- _Given task_
Make an exact copy of the lines, leaving the pictures out.

■ ■ ■

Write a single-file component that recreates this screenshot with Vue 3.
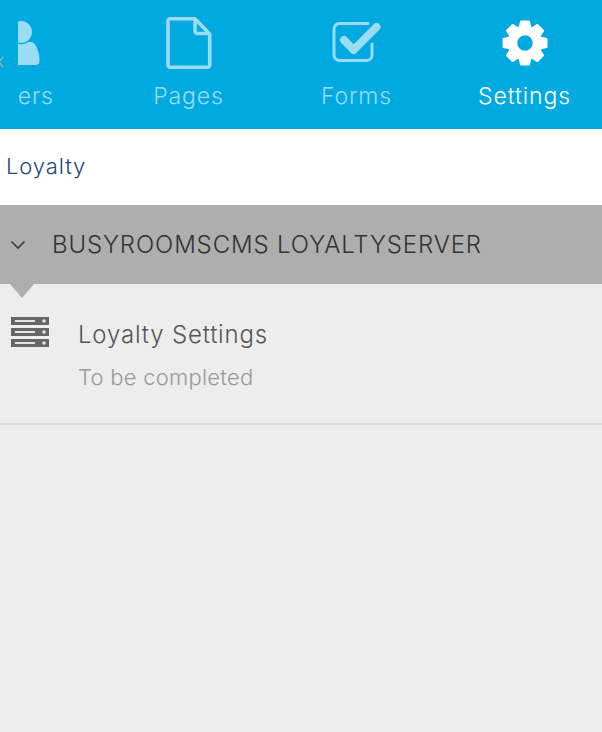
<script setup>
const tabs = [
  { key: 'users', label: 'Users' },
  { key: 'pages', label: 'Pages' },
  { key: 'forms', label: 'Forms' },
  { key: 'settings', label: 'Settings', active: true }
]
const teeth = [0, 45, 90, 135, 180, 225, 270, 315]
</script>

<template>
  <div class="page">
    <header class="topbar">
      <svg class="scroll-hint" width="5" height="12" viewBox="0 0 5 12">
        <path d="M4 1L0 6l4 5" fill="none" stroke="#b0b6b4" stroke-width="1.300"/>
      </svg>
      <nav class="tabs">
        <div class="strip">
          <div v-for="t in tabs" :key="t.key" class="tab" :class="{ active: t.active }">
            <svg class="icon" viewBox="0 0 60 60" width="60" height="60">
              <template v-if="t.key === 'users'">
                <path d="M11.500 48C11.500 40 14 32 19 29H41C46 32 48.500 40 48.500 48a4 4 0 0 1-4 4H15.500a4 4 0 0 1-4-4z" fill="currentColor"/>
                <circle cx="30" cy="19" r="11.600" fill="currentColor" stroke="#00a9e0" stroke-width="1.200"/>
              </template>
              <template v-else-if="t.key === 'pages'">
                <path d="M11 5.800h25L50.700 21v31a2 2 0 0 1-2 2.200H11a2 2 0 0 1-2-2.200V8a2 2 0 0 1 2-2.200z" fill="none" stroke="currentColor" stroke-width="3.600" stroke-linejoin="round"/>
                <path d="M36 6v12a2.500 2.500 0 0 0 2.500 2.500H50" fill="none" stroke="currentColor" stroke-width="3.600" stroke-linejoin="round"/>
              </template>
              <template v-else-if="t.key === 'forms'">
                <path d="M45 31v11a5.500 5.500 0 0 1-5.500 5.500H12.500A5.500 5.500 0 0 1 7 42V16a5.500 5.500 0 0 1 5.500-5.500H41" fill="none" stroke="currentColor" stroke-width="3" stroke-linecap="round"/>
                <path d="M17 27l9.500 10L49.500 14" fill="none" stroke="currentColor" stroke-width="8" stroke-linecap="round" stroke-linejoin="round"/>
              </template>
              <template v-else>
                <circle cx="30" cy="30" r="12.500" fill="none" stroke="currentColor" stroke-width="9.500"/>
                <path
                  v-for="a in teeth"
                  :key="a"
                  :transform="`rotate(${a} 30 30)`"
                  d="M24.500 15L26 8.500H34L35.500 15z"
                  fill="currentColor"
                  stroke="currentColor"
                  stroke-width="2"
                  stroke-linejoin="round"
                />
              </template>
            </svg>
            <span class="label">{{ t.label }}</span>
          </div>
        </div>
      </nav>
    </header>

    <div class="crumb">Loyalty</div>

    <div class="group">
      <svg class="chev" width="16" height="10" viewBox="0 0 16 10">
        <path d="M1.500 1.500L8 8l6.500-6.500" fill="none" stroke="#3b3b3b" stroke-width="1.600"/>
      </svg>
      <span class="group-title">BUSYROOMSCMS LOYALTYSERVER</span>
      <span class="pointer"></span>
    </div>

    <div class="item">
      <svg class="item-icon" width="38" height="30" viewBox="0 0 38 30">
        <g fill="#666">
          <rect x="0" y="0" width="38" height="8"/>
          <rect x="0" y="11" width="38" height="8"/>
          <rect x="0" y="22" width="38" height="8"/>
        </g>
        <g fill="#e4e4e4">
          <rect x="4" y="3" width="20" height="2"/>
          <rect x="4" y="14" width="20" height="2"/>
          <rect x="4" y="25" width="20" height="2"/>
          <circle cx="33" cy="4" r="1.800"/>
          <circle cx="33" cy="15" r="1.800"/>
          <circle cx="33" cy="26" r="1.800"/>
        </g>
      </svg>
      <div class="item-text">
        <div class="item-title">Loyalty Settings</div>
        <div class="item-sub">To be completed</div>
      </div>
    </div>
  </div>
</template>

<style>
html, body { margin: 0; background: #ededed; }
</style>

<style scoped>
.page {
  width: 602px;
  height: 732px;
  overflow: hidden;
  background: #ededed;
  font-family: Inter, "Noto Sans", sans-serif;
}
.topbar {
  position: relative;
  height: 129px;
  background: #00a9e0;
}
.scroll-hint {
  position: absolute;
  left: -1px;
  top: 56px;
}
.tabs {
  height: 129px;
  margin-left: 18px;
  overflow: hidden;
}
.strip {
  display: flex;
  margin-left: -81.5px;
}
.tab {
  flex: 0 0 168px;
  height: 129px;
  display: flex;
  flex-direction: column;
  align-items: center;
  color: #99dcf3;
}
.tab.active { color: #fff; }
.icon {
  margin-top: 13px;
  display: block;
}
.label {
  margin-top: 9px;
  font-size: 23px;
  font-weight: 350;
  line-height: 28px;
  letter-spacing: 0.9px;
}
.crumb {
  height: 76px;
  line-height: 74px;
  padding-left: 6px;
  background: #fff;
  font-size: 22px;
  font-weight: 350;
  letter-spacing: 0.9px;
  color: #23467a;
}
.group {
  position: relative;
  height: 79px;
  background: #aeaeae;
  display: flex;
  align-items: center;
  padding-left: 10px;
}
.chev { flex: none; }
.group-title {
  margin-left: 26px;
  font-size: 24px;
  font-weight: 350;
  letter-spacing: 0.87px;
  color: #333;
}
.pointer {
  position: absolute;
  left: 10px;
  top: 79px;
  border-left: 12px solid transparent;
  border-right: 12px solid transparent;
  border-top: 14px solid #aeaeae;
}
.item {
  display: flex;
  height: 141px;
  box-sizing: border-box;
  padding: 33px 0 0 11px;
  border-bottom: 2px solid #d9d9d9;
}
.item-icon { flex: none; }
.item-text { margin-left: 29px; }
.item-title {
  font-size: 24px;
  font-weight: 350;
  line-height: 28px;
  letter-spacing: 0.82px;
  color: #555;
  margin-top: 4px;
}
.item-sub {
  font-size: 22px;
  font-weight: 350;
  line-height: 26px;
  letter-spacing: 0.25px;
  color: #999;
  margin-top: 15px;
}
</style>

■ ■ ■

- _Answer to this task_
Write a single-file component that recreates this screenshot with Vue 3.
<script setup>
const tabs = [
  { key: 'users', label: 'Users' },
  { key: 'pages', label: 'Pages' },
  { key: 'forms', label: 'Forms' },
  { key: 'settings', label: 'Settings', active: true }
]
const teeth = [0, 45, 90, 135, 180, 225, 270, 315]
</script>

<template>
  <div class="page">
    <header class="topbar">
      <svg class="scroll-hint" width="5" height="12" viewBox="0 0 5 12">
        <path d="M4 1L0 6l4 5" fill="none" stroke="#b0b6b4" stroke-width="1.300"/>
      </svg>
      <nav class="tabs">
        <div class="strip">
          <div v-for="t in tabs" :key="t.key" class="tab" :class="{ active: t.active }">
            <svg class="icon" viewBox="0 0 60 60" width="60" height="60">
              <template v-if="t.key === 'users'">
                <path d="M11.500 48C11.500 40 14 32 19 29H41C46 32 48.500 40 48.500 48a4 4 0 0 1-4 4H15.500a4 4 0 0 1-4-4z" fill="currentColor"/>
                <circle cx="30" cy="19" r="11.600" fill="currentColor" stroke="#00a9e0" stroke-width="1.200"/>
              </template>
              <template v-else-if="t.key === 'pages'">
                <path d="M11 5.800h25L50.700 21v31a2 2 0 0 1-2 2.200H11a2 2 0 0 1-2-2.200V8a2 2 0 0 1 2-2.200z" fill="none" stroke="currentColor" stroke-width="3.600" stroke-linejoin="round"/>
                <path d="M36 6v12a2.500 2.500 0 0 0 2.500 2.500H50" fill="none" stroke="currentColor" stroke-width="3.600" stroke-linejoin="round"/>
              </template>
              <template v-else-if="t.key === 'forms'">
                <path d="M45 31v11a5.500 5.500 0 0 1-5.500 5.500H12.500A5.500 5.500 0 0 1 7 42V16a5.500 5.500 0 0 1 5.500-5.500H41" fill="none" stroke="currentColor" stroke-width="3" stroke-linecap="round"/>
                <path d="M17 27l9.500 10L49.500 14" fill="none" stroke="currentColor" stroke-width="8" stroke-linecap="round" stroke-linejoin="round"/>
              </template>
              <template v-else>
                <circle cx="30" cy="30" r="12.500" fill="none" stroke="currentColor" stroke-width="9.500"/>
                <path
                  v-for="a in teeth"
                  :key="a"
                  :transform="`rotate(${a} 30 30)`"
                  d="M24.500 15L26 8.500H34L35.500 15z"
                  fill="currentColor"
                  stroke="currentColor"
                  stroke-width="2"
                  stroke-linejoin="round"
                />
              </template>
            </svg>
            <span class="label">{{ t.label }}</span>
          </div>
        </div>
      </nav>
    </header>

    <div class="crumb">Loyalty</div>

    <div class="group">
      <svg class="chev" width="16" height="10" viewBox="0 0 16 10">
        <path d="M1.500 1.500L8 8l6.500-6.500" fill="none" stroke="#3b3b3b" stroke-width="1.600"/>
      </svg>
      <span class="group-title">BUSYROOMSCMS LOYALTYSERVER</span>
      <span class="pointer"></span>
    </div>

    <div class="item">
      <svg class="item-icon" width="38" height="30" viewBox="0 0 38 30">
        <g fill="#666">
          <rect x="0" y="0" width="38" height="8"/>
          <rect x="0" y="11" width="38" height="8"/>
          <rect x="0" y="22" width="38" height="8"/>
        </g>
        <g fill="#e4e4e4">
          <rect x="4" y="3" width="20" height="2"/>
          <rect x="4" y="14" width="20" height="2"/>
          <rect x="4" y="25" width="20" height="2"/>
          <circle cx="33" cy="4" r="1.800"/>
          <circle cx="33" cy="15" r="1.800"/>
          <circle cx="33" cy="26" r="1.800"/>
        </g>
      </svg>
      <div class="item-text">
        <div class="item-title">Loyalty Settings</div>
        <div class="item-sub">To be completed</div>
      </div>
    </div>
  </div>
</template>

<style>
html, body { margin: 0; background: #ededed; }
</style>

<style scoped>
.page {
  width: 602px;
  height: 732px;
  overflow: hidden;
  background: #ededed;
  font-family: Inter, "Noto Sans", sans-serif;
}
.topbar {
  position: relative;
  height: 129px;
  background: #00a9e0;
}
.scroll-hint {
  position: absolute;
  left: -1px;
  top: 56px;
}
.tabs {
  height: 129px;
  margin-left: 18px;
  overflow: hidden;
}
.strip {
  display: flex;
  margin-left: -81.5px;
}
.tab {
  flex: 0 0 168px;
  height: 129px;
  display: flex;
  flex-direction: column;
  align-items: center;
  color: #99dcf3;
}
.tab.active { color: #fff; }
.icon {
  margin-top: 13px;
  display: block;
}
.label {
  margin-top: 9px;
  font-size: 23px;
  font-weight: 350;
  line-height: 28px;
  letter-spacing: 0.9px;
}
.crumb {
  height: 76px;
  line-height: 74px;
  padding-left: 6px;
  background: #fff;
  font-size: 22px;
  font-weight: 350;
  letter-spacing: 0.9px;
  color: #23467a;
}
.group {
  position: relative;
  height: 79px;
  background: #aeaeae;
  display: flex;
  align-items: center;
  padding-left: 10px;
}
.chev { flex: none; }
.group-title {
  margin-left: 26px;
  font-size: 24px;
  font-weight: 350;
  letter-spacing: 0.87px;
  color: #333;
}
.pointer {
  position: absolute;
  left: 10px;
  top: 79px;
  border-left: 12px solid transparent;
  border-right: 12px solid transparent;
  border-top: 14px solid #aeaeae;
}
.item {
  display: flex;
  height: 141px;
  box-sizing: border-box;
  padding: 33px 0 0 11px;
  border-bottom: 2px solid #d9d9d9;
}
.item-icon { flex: none; }
.item-text { margin-left: 29px; }
.item-title {
  font-size: 24px;
  font-weight: 350;
  line-height: 28px;
  letter-spacing: 0.82px;
  color: #555;
  margin-top: 4px;
}
.item-sub {
  font-size: 22px;
  font-weight: 350;
  line-height: 26px;
  letter-spacing: 0.25px;
  color: #999;
  margin-top: 15px;
}
</style>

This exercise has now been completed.